El presidente reelecto ha dicho que gobernará de forma opuesta a como lo ha venido haciendo. Lástima que en cuatro años haya cultivado tantos motivos para la desconfianza. Siempre ha dicho lo que convenía en cada momento y circunstancia. ¿Cabe pensar que las urnas del domingo le hayan transmutado hasta perder esa inconsistencia suya tan propia de la veleta? Ojala.

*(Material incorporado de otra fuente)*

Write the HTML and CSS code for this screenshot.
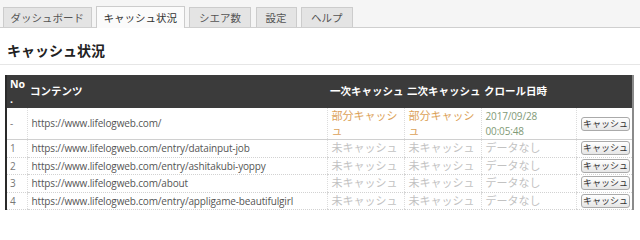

Ya no necesita de Pactos del Tinell, ¿pero se resistirá en verdad a seguir echando de la cancha democrática a los diez millones y medio de votos populares? ¿Asumirá que el otro cuarenta por ciento de los españoles algo tiene que decir sobre la organización política y territorial del país; sobre la educación que dar a las generaciones siguientes; y también sobre las pautas éticas y culturales para una convivencia integradora de la nación?
Tampoco la casa de enfrente ofrece demasiadas certidumbres porque el problema no es sólo si serán conscientes de por qué han perdido. El gran mérito de su presidente radica en haber mantenido unidas las huestes; incluso le han crecido, pero ¡ay! no lo suficiente como para que la mayoría del país le confiara su gobierno hace tres días. ¿Por qué iba a hacerlo si en cuatro años no le brindó un solo motivo para la ilusión?
Rajoy ha resistido mal que bien demasiados vientos en contra. Los adversarios, los reconocidos, soplaban desde enfrente para tumbarle mientras otros, menos conocidos como adversarios, le espoleaban de lado y por la espalda con el fin de escorar la nave a estribor. No llegaron a hundirla, pero se han cargado a la tripulación. Son quienes cada mañana, y haciéndose pasar por amigos, descalifican sin límite, movilizan sin brújula y hasta dispensan visados de limpieza democrática.
Con la tripulación agotada y esas rémoras en torno es harto difícil que el gran partido liberal, necesario como alternativa real, concite la mayoría suficiente para gobernar hoy España.